Time to re-appraise the role of alpha-1 adrenoceptor antagonists in the management of hypertension?
Chapman N., Chen CY., Fujita T., Hobbs FD., Kim SJ., Staessen JA., Tanomsup S., Wang JG., Williams B.
The role of alpha-1 adrenoceptor antagonists (alpha-blockers) in the management of hypertension continues to evolve. Recent data support their use as add-on therapy in uncontrolled hypertension when used in combination with all other major classes of antihypertensive drug and there is increasing evidence suggesting that they have modest but significant beneficial effects on lipid and glucose metabolism. The availability of extended-release formulations has contributed to an excellent tolerability profile. New data from an observational analysis of the Anglo-Scandinavian Cardiac Outcomes Trial (ASCOT) suggest that doxazosin gastrointestinal therapeutic system (GITS) used as a third-line antihypertensive agent lowered blood pressure and caused modest reductions in plasma lipids.
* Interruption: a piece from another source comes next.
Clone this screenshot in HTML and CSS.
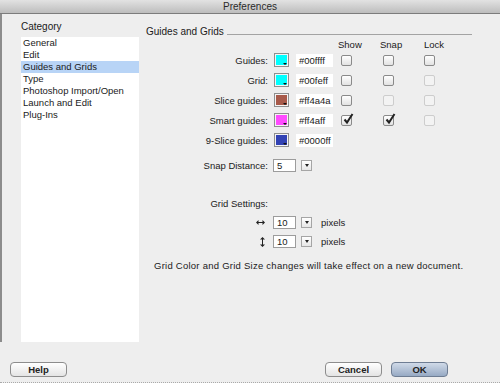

Furthermore, use of doxazosin in ASCOT was not associated with an increased risk of heart failure, in contrast to the earlier finding of the Antihypertensive and Lipid-Lowering Treatment to Prevent Heart Attack Trial (ALLHAT). Overall, currently available data support the use of alpha-blockers as safe, well tolerated and effective add-on antihypertensive drugs, which have additional favourable metabolic effects.